TO DO
Set out every line bearing the string "React".

--------------------------------------------------

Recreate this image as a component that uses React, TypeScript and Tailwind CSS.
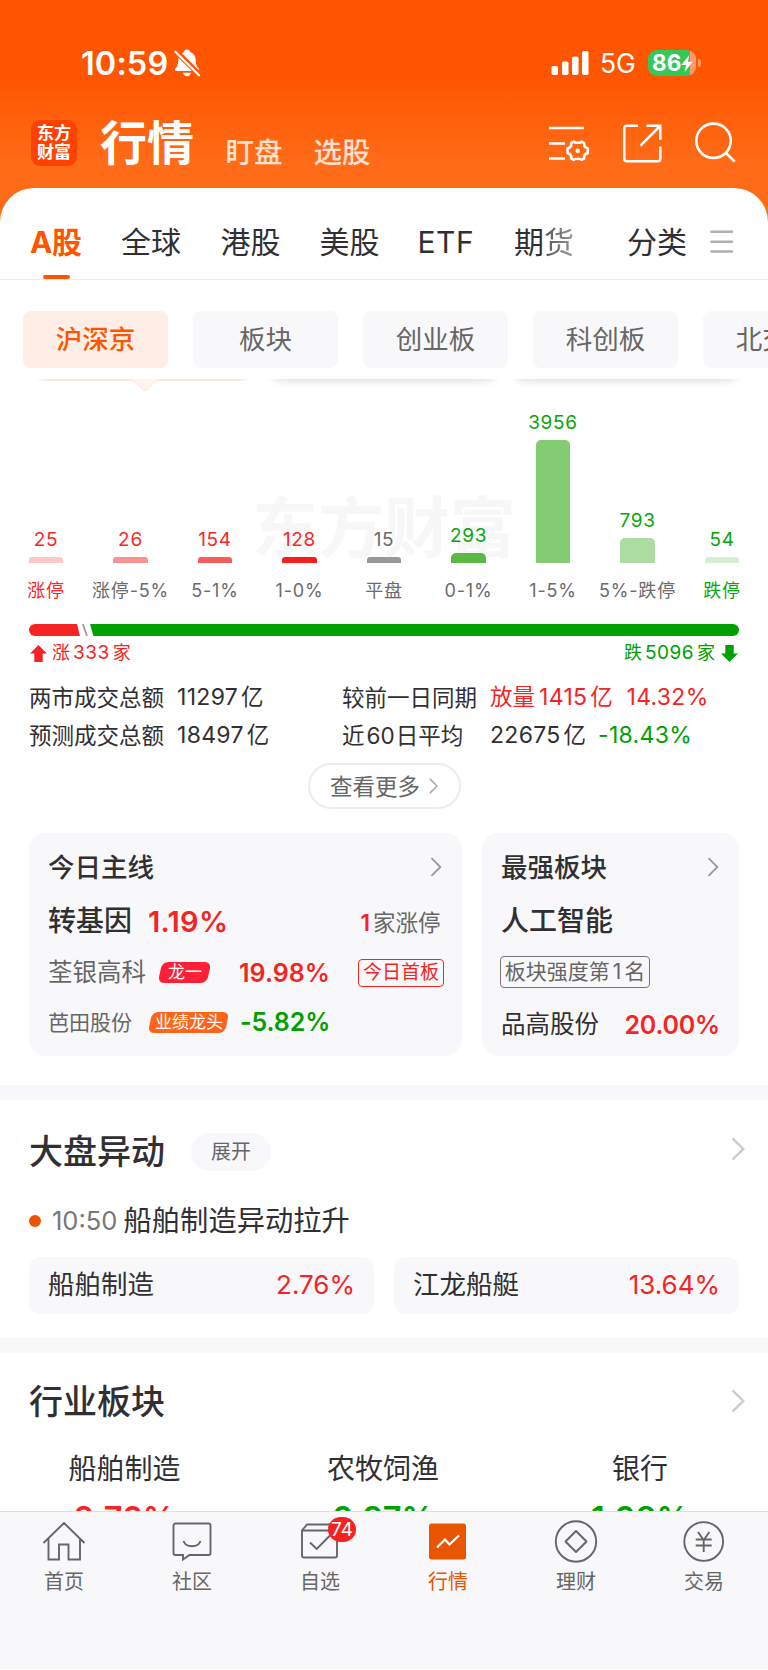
import React from "react";

const RED = "text-[#f52424]";
const GREEN = "text-[#00a000]";

const tabs = [
  { label: "全球", w: "w-[99.500px]" },
  { label: "港股", w: "w-[99px]" },
  { label: "美股", w: "w-[98px]" },
  { label: "ETF", w: "w-[96.500px] tracking-[0.500px]" },
];

const chips = ["板块", "创业板", "科创板", "北交所"];

const bars = [
  { n: "25", label: "涨停", h: "h-[6px] rounded-t-[3px]", bg: "bg-[#fcc8c8]", num: "text-[#f82828]", lab: "text-[#f82828]" },
  { n: "26", label: "涨停-5%", h: "h-[6px] rounded-t-[3px]", bg: "bg-[#fa9292]", num: "text-[#f82828]", lab: "text-[#6b6b6b]" },
  { n: "154", label: "5-1%", h: "h-[6px] rounded-t-[3px]", bg: "bg-[#f75c5c]", num: "text-[#f82828]", lab: "text-[#6b6b6b]" },
  { n: "128", label: "1-0%", h: "h-[6px] rounded-t-[3px]", bg: "bg-[#f42020]", num: "text-[#f82828]", lab: "text-[#6b6b6b]" },
  { n: "15", label: "平盘", h: "h-[6px] rounded-t-[3px]", bg: "bg-[#999999]", num: "text-[#6b6b6b]", lab: "text-[#6b6b6b]" },
  { n: "293", label: "0-1%", h: "h-[9.500px] rounded-t-[5px]", bg: "bg-[#5ab843]", num: "text-[#0aa50a]", lab: "text-[#6b6b6b]" },
  { n: "3956", label: "1-5%", h: "h-[122.500px] rounded-t-[5px]", bg: "bg-[#84cc74]", num: "text-[#0aa50a]", lab: "text-[#6b6b6b]" },
  { n: "793", label: "5%-跌停", h: "h-[24.500px] rounded-t-[5px]", bg: "bg-[#addca3]", num: "text-[#0aa50a]", lab: "text-[#6b6b6b]" },
  { n: "54", label: "跌停", h: "h-[6px] rounded-t-[3px]", bg: "bg-[#d6eed1]", num: "text-[#0aa50a]", lab: "text-[#0aa50a]" },
];

function Chevron({ className, w = 1.6 }: { className: string; w?: number }) {
  return (
    <svg viewBox="0 0 12 22" className={className} fill="none" stroke="currentColor" strokeWidth={w}>
      <path d="M1 1.2 10.8 11 1 20.8" />
    </svg>
  );
}

function StatusBar() {
  return (
    <div className="flex h-[98px] items-center pt-[28px] text-white">
      <span className="ml-[81px] w-[93px] text-[32.500px] font-semibold tracking-[0.100px]">10:59</span>
      <svg viewBox="0 0 26 28" className="h-[28px] w-[26px]" fill="white">
        <path d="M13 .6c1.800 0 3.100 1.100 3.400 2.600 3.600 1.100 5.300 4 5.300 7.800 0 5 1.600 6.800 3 8.600.9 1.200.3 2.400-1.100 2.400H2.400C1 22 .4 20.800 1.300 19.600c1.500-1.800 3-3.600 3-8.600 0-3.800 1.700-6.700 5.300-7.800C9.900 1.700 11.200.6 13 .6Z" />
        <path d="M9 23.800h8c-.5 2.300-2 3.500-4 3.500s-3.500-1.200-4-3.500Z" />
        <path d="M.2.5 26.500 26.800" stroke="#ff5500" strokeWidth="5.500" />
        <path d="M1.300 2.800 25 26.300" stroke="white" strokeWidth="2.200" strokeLinecap="round" />
      </svg>
      <svg viewBox="0 0 38 24" className="ml-[350.500px] h-[24px] w-[38px]" fill="white">
        <rect x="0.500" y="15" width="6.500" height="9" rx="1.800" />
        <rect x="11" y="10.500" width="6.500" height="13.500" rx="1.800" />
        <rect x="21" y="5.500" width="6.500" height="18.500" rx="1.800" />
        <rect x="31" y="0" width="6.500" height="24" rx="1.800" />
      </svg>
      <span className="ml-[11.500px] w-[48px] pt-[2px] text-[26.500px]">5G</span>
      <div className="flex h-[26px] w-[48px] items-center rounded-[9px] bg-[linear-gradient(90deg,#34c759_0_42px,#ff9a6b_42px)] pl-[4px]">
        <span className="text-[22.500px] leading-[26px] font-bold">86</span>
        <svg viewBox="0 0 12 18" className="h-[17px] w-[12px]" fill="white">
          <path d="M8.500 0 0 10.500h5L3.500 18 12 7.200H7L8.500 0Z" />
        </svg>
      </div>
      <span className="ml-[2px] h-[8px] w-[2.500px] rounded-r-full bg-[#ff9a6b]" />
    </div>
  );
}

function TitleBar() {
  return (
    <div className="flex h-[90px] items-center text-white">
      <div className="ml-[31px] flex h-[46px] w-[46px] flex-col items-center justify-center rounded-[9px] bg-[#ff4200] text-[17px] leading-[19px] font-bold">
        <span>东方</span>
        <span>财富</span>
      </div>
      <h1 className="ml-[23px] w-[125.500px] text-[47px] leading-[60px] font-bold">行情</h1>
      <span className="w-[88px] pt-[19px] text-[28.500px] leading-[36px] font-medium text-white/80">盯盘</span>
      <span className="w-[68px] pt-[19px] text-[28.500px] leading-[36px] font-medium text-white/80">选股</span>
      <svg viewBox="0 0 42 40" className="ml-[167px] h-[40px] w-[42px]" fill="none" stroke="white" strokeWidth="2.600">
        <path d="M0 5h35M0 20.500h16M0 35.500h16" />
        <path
          d="M24.800 18.600c1.200 1.500 6.600 1.500 7.800 0l2.600 1.500c-.3 2.600 1 4.700 3.600 5.200v4.800c-2.600.5-3.900 2.600-3.600 5.200l-2.600 1.500c-1.200-1.500-6.600-1.500-7.800 0l-2.600-1.500c.3-2.600-1-4.700-3.600-5.200v-4.800c2.600-.5 3.900-2.600 3.600-5.200Z"
          strokeLinejoin="round"
        />
        <circle cx="28.700" cy="27.700" r="2.300" fill="white" stroke="none" />
      </svg>
      <svg viewBox="0 0 40 40" className="ml-[31px] h-[40px] w-[40px]" fill="none" stroke="white" strokeWidth="2.500">
        <path d="M16 2.800H4.800a2.500 2.500 0 0 0-2.500 2.500v30.400a2.500 2.500 0 0 0 2.500 2.500h31a2.500 2.500 0 0 0 2.500-2.500V23.500" />
        <path d="M24.500 2.800h13.800v14M38 3 18.500 22.700" />
      </svg>
      <svg viewBox="0 0 42 42" className="ml-[33.500px] h-[42px] w-[42px]" fill="none" stroke="white" strokeWidth="2.600">
        <circle cx="18.500" cy="18.800" r="17.200" />
        <path d="m31 31 8.700 8.700" />
      </svg>
    </div>
  );
}

function Tabs() {
  return (
    <div className="flex h-[92px] items-center border-b border-[#ebebed] pt-[16px] text-[30px] leading-[40px] text-[#303033]">
      <div className="relative ml-[30px] w-[91px] font-bold tracking-[-0.500px] text-[#ff5500]">
        A股
        <span className="absolute top-[53px] left-[13px] h-[4px] w-[27px] rounded-full bg-[#ff5500]" />
      </div>
      {tabs.map((t) => (
        <span key={t.label} className={t.w}>{t.label}</span>
      ))}
      <span className="w-[113px]">
        期<span className="bg-[linear-gradient(90deg,#555,#999)] bg-clip-text text-transparent">货</span>
      </span>
      <span className="w-[83px]">分类</span>
      <svg viewBox="0 0 24 24" className="h-[24px] w-[24px]" stroke="#b0b0b0" strokeWidth="2.600" strokeLinecap="round">
        <path d="M1.500 1.700h20.500M1.500 11.800h20.500M1.500 21.500h20.500" />
      </svg>
    </div>
  );
}

function Chips() {
  return (
    <div className="flex h-[98px] gap-[25px] overflow-hidden pt-[30.500px] pl-[23px] text-[26.500px]">
      <div className="flex h-[57px] w-[145px] shrink-0 items-center justify-center rounded-[8px] bg-[#ffeee6] pt-[2px] font-medium text-[#ff5500]">沪深京</div>
      {chips.map((c) => (
        <div key={c} className="flex h-[57px] w-[145px] shrink-0 items-center justify-center rounded-[8px] bg-[#f8f8fa] pt-[2px] text-[#666]">{c}</div>
      ))}
    </div>
  );
}

function CardEdges() {
  return (
    <div className="mt-px flex h-[14px] items-start overflow-hidden pl-[29px]">
      <div className="flex w-[227px] flex-col">
        <div className="-mt-[32px] h-[34px] rounded-[16px] border-2 border-[#ffeadf] bg-white" />
        <svg viewBox="0 0 28 13" className="-mt-[2px] ml-[102px] h-[13px] w-[28px]" fill="#fff4ee" stroke="#ffe6d9" strokeWidth="1">
          <path d="M1 0 12 10.700q2 1.500 4 0L27 0" />
        </svg>
      </div>
      <div className="-mt-[30px] ml-[14px] h-[30px] w-[227px] rounded-[12px] bg-white shadow-[0_2px_9px_rgba(0,0,0,0.13)]" />
      <div className="-mt-[30px] ml-[16px] h-[30px] w-[226px] rounded-[12px] bg-white shadow-[0_2px_9px_rgba(0,0,0,0.13)]" />
    </div>
  );
}

function Distribution() {
  return (
    <div className="relative">
      <div className="absolute top-[96px] left-[252px] text-[66px] leading-[78px] font-bold text-[#f7f7f7]">东方财富</div>
      <div className="relative ml-[3.750px] grid h-[169.500px] w-[760.500px] grid-cols-9 items-end">
        {bars.map((b) => (
          <div key={b.label} className="flex flex-col items-center">
            <span className={`mb-[5px] text-[19px] leading-[24px] tracking-[0.700px] ${b.num}`}>{b.n}</span>
            <span className={`w-[34.500px] ${b.h} ${b.bg}`} />
          </div>
        ))}
      </div>
      <div className="ml-[3.750px] grid h-[56px] w-[760.500px] grid-cols-9 items-center text-center text-[18px] tracking-[0.800px] whitespace-nowrap">
        {bars.map((b) => (
          <span key={b.label} className={`-mx-2 ${b.lab}`}>{b.label}</span>
        ))}
      </div>
      <svg viewBox="0 0 710 12" className="mt-[5px] ml-[29px] block h-[12px] w-[710px]">
        <path d="M6 0h42l3 12H6A6 6 0 0 1 6 0Z" fill="#f52424" />
        <path d="M53 0h1.800l4 12H57Z" fill="#999" />
        <path d="M61 0h643a6 6 0 0 1 0 12H64.500Z" fill="#00a000" />
      </svg>
      <div className="flex h-[35.500px] items-center justify-between pr-[29px] pl-[30px] text-[18px]">
        <div className={`flex items-center ${RED}`}>
          <svg viewBox="0 0 17 17" className="mt-px h-[17px] w-[17px]" fill="currentColor"><path d="M8.500 0 17 8.500H12.700V17H4.300V8.500H0Z" /></svg>
          <span className="ml-[5px]">涨</span>
          <span className="mx-[3px] text-[19px] tracking-[0.500px]">333</span>
          <span>家</span>
        </div>
        <div className={`flex items-center ${GREEN}`}>
          <span>跌</span>
          <span className="mx-[3px] text-[19px] tracking-[0.500px]">5096</span>
          <span>家</span>
          <svg viewBox="0 0 17 17" className="mr-px ml-[6px] h-[17px] w-[17px] rotate-180" fill="currentColor"><path d="M8.500 0 17 8.500H12.700V17H4.300V8.500H0Z" /></svg>
        </div>
      </div>
    </div>
  );
}

function Num({ children }: { children: React.ReactNode }) {
  return <span className="mr-[3px] text-[23px] tracking-[0.300px]">{children}</span>;
}

function Turnover() {
  return (
    <div className="mt-[7px] text-[22.500px] whitespace-nowrap text-[#303033]">
      <div className="flex h-[38px] items-center pl-[29px]">
        <span className="w-[148px]">两市成交总额</span>
        <span className="w-[165px]"><Num>11297</Num>亿</span>
        <span className="w-[148px]">较前一日同期</span>
        <span className={`w-[136.500px] ${RED}`}>放量<span className="ml-[4px]"><Num>1415</Num></span>亿</span>
        <span className={RED}><Num>14.32%</Num></span>
      </div>
      <div className="flex h-[38px] items-center pl-[29px]">
        <span className="w-[148px]">预测成交总额</span>
        <span className="w-[165px]"><Num>18497</Num>亿</span>
        <span className="w-[148px]">近<span className="mr-px ml-[2px] tracking-normal">60</span>日平均</span>
        <span className="w-[108px]"><Num>22675</Num>亿</span>
        <span className={GREEN}><Num>-18.43%</Num></span>
      </div>
      <button className="mx-auto mt-[9px] flex h-[46px] w-[153px] items-center justify-center rounded-full border-2 border-[#ededef] text-[22.500px] text-[#666]">
        查看更多
        <Chevron className="ml-[9px] h-[16px] w-[9px] text-[#aaa]" w={2.2} />
      </button>
    </div>
  );
}

function HighlightCards() {
  return (
    <div className="mt-[24px] flex gap-[20px] px-[29px] whitespace-nowrap text-[#303033]">
      <section className="h-[223px] w-[433px] rounded-[16px] bg-[#f8f8fa] pl-[19px]">
        <div className="flex h-[68px] items-center justify-between pr-[20px]">
          <h2 className="pt-[2px] text-[26.500px] font-medium">今日主线</h2>
          <Chevron className="h-[20px] w-[12px] text-[#999]" w={2} />
        </div>
        <div className="flex h-[40px] items-center pt-[2px]">
          <span className="w-[100px] text-[28px] font-medium">转基因</span>
          <span className={`w-[212.500px] text-[29px] font-semibold tracking-[0.300px] ${RED}`}>1.19%</span>
          <span className="text-[22.500px] text-[#666]"><b className={`mr-[3px] font-semibold ${RED}`}>1</b>家涨停</span>
        </div>
        <div className="flex h-[62px] items-center pt-px">
          <span className="w-[112px] pt-px text-[24.500px] text-[#666]">荃银高科</span>
          <span className="flex h-[21px] w-[49px] -skew-x-12 items-center justify-center rounded-[6px] bg-[#ff1f36]"><span className="skew-x-12 text-[17px] text-white">龙一</span></span>
          <span className={`ml-[30px] w-[119px] text-[25px] font-semibold tracking-[0.050px] ${RED}`}>19.98%</span>
          <span className={`flex h-[28px] w-[86px] items-center justify-center rounded-[4px] border border-[#f52424] pt-[2px] text-[19px] ${RED}`}>今日首板</span>
        </div>
        <div className="flex h-[38px] items-center">
          <span className="w-[102px] pt-px text-[21px] text-[#666]">芭田股份</span>
          <span className="flex h-[21px] w-[77px] -skew-x-12 items-center justify-center rounded-[6px] bg-[#ff6419]"><span className="skew-x-12 text-[17px] text-white">业绩龙头</span></span>
          <span className={`ml-[13px] text-[25px] font-semibold tracking-[-0.100px] ${GREEN}`}>-5.82%</span>
        </div>
      </section>
      <section className="h-[223px] w-[257px] rounded-[16px] bg-[#f8f8fa] pl-[19px]">
        <div className="flex h-[68px] items-center justify-between pr-[20px]">
          <h2 className="pt-[2px] text-[26.500px] font-medium">最强板块</h2>
          <Chevron className="h-[20px] w-[12px] text-[#999]" w={2} />
        </div>
        <div className="flex h-[40px] items-center pt-[2px] text-[28px] font-medium">人工智能</div>
        <div className="flex h-[62px] items-center">
          <span className="-ml-px flex h-[32px] w-[150px] items-center justify-center rounded-[4px] border border-[#777] text-[21px] text-[#666]">板块强度第<span className="mx-[3px]">1</span>名</span>
        </div>
        <div className="flex h-[42px] items-center justify-between pt-px pr-[19px]">
          <span className="text-[24.500px]">品高股份</span>
          <span className={`text-[25px] font-semibold tracking-[-0.200px] ${RED}`}>20.00%</span>
        </div>
      </section>
    </div>
  );
}

function Movers() {
  return (
    <section className="mt-[28.500px] border-t-[15px] border-[#f8f8fa] px-[29px] whitespace-nowrap text-[#303033]">
      <div className="flex h-[104px] items-center">
        <h2 className="pt-[2px] text-[34px] font-medium">大盘异动</h2>
        <span className="ml-[26px] flex h-[38px] w-[80px] items-center justify-center rounded-full bg-[#f8f8fa] text-[20px] text-[#666]">展开</span>
        <Chevron className="-mr-[6px] mb-[5px] ml-auto h-[24px] w-[14px] text-[#ccc]" w={2.2} />
      </div>
      <div className="flex h-[34px] items-center">
        <span className="h-[12px] w-[12px] rounded-full bg-[#ea5504]" />
        <span className="ml-[11px] w-[71.500px] pt-px text-[25.500px] text-[#777]">10:50</span>
        <span className="pt-[2px] text-[28.300px]">船舶制造异动拉升</span>
      </div>
      <div className="mt-[19px] flex gap-[20px] text-[26.500px]">
        <div className="flex h-[57px] flex-1 items-center justify-between rounded-[12px] bg-[#f8f8fa] px-[19px]">
          <span>船舶制造</span><span className={`text-[26px] ${RED}`}>2.76%</span>
        </div>
        <div className="flex h-[57px] flex-1 items-center justify-between rounded-[12px] bg-[#f8f8fa] px-[19px]">
          <span>江龙船艇</span><span className={`text-[26px] ${RED}`}>13.64%</span>
        </div>
      </div>
    </section>
  );
}

const sectors = [
  { name: "船舶制造", pct: "2.76%", c: RED, w: "w-[249px]" },
  { name: "农牧饲渔", pct: "0.97%", c: GREEN, w: "w-[268px]" },
  { name: "银行", pct: "1.08%", c: GREEN, w: "w-[246px]" },
];

function Sectors() {
  return (
    <section className="mt-[24.500px] border-t-[15px] border-[#f8f8fa] text-[#303033]">
      <div className="flex h-[96px] items-center pr-[23px] pl-[29px]">
        <h2 className="pt-[2px] text-[34px] font-medium">行业板块</h2>
        <Chevron className="mb-px ml-auto h-[24px] w-[14px] text-[#ccc]" w={2.2} />
      </div>
      <div className="flex">
        {sectors.map((s) => (
          <div key={s.name} className={`flex flex-col items-center ${s.w}`}>
            <span className="pt-px text-[28px] leading-[38px]">{s.name}</span>
            <span className={`pt-px text-[32.500px] leading-[59px] font-semibold ${s.c}`}>{s.pct}</span>
          </div>
        ))}
      </div>
    </section>
  );
}

const navItems = [
  {
    label: "首页",
    icon: <path d="M1.500 22 22 2l20.500 20M6.500 18v20.500H17V23.500h9.500v15H38V18" />,
  },
  {
    label: "社区",
    icon: (
      <>
        <path d="M5.500 2.500h33a2 2 0 0 1 2 2V32a2 2 0 0 1-2 2H19.500l-6.500 4.500V34H5.500a2 2 0 0 1-2-2V4.500a2 2 0 0 1 2-2Z" />
        <path d="M13.500 20c2.500 7 14.500 7 17 0" />
      </>
    ),
  },
  {
    label: "自选",
    icon: (
      <>
        <path d="M4 9.500 9 3.500h28M4 9.500h35v25a2 2 0 0 1-2 2H6a2 2 0 0 1-2-2v-25Z" />
        <path d="m12 21.500 6.700 6.500L32 14.500" />
      </>
    ),
  },
  {
    label: "行情",
    active: true,
    icon: (
      <>
        <rect x="3" y="2.500" width="37" height="36" rx="2.500" fill="#ea5504" stroke="none" />
        <path d="m11 26.500 8-8 4.500 5L33 14.500" stroke="white" strokeWidth="2.200" />
      </>
    ),
  },
  {
    label: "理财",
    icon: (
      <>
        <circle cx="22" cy="20.500" r="20.200" />
        <path d="M22 10 32.500 20.500 22 31 11.500 20.500Z" strokeLinejoin="round" />
      </>
    ),
  },
  {
    label: "交易",
    icon: (
      <>
        <circle cx="21.700" cy="20.500" r="19.400" />
        <path d="m16 11 5.700 8 5.700-8M21.700 19v12M13.700 18.500h16M13.700 24.500h16" />
      </>
    ),
  },
];

function BottomNav() {
  return (
    <nav className="grid h-[159px] grid-cols-6 border-t border-b border-t-[#dfdfe2] border-b-white bg-[#f8f8fa]">
      {navItems.map((n) => (
        <div key={n.label} className={`flex flex-col items-center pt-[9px] ${n.active ? "text-[#ea5504]" : "text-[#666]"}`}>
          <div className="relative h-[42px] w-[44px]">
            <svg viewBox="0 0 44 42" className="h-[42px] w-[44px] overflow-visible" fill="none" stroke="currentColor" strokeWidth="1.900">
              {n.icon}
            </svg>
            {n.label === "自选" && (
              <span className="absolute -top-[4px] left-[30px] flex h-[25px] w-[28px] items-center justify-center rounded-full bg-[#f52222] pt-px text-[19px] text-white">74</span>
            )}
          </div>
          <span className="mt-[5px] text-[20px] leading-[29px]">{n.label}</span>
        </div>
      ))}
    </nav>
  );
}

export default function App() {
  return (
    <div className="h-[1670px] w-[768px] overflow-hidden bg-[linear-gradient(180deg,#ff5500_0px,#ff5500_75px,#ff6b17_160px,#ff6d1a_240px)] font-['Inter','Noto_Sans_CJK_SC',sans-serif] leading-[1.200]">
      <div className="h-[1511px] overflow-hidden">
        <StatusBar />
        <TitleBar />
        <main className="h-[1330px] rounded-t-[34px] bg-white">
          <Tabs />
          <Chips />
          <CardEdges />
          <Distribution />
          <Turnover />
          <HighlightCards />
          <Movers />
          <Sectors />
        </main>
      </div>
      <BottomNav />
    </div>
  );
}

--------------------------------------------------

FINISHED EXERCISE
Recreate this image as a component that uses React, TypeScript and Tailwind CSS.
import React from "react";
function Num({ children }: { children: React.ReactNode }) {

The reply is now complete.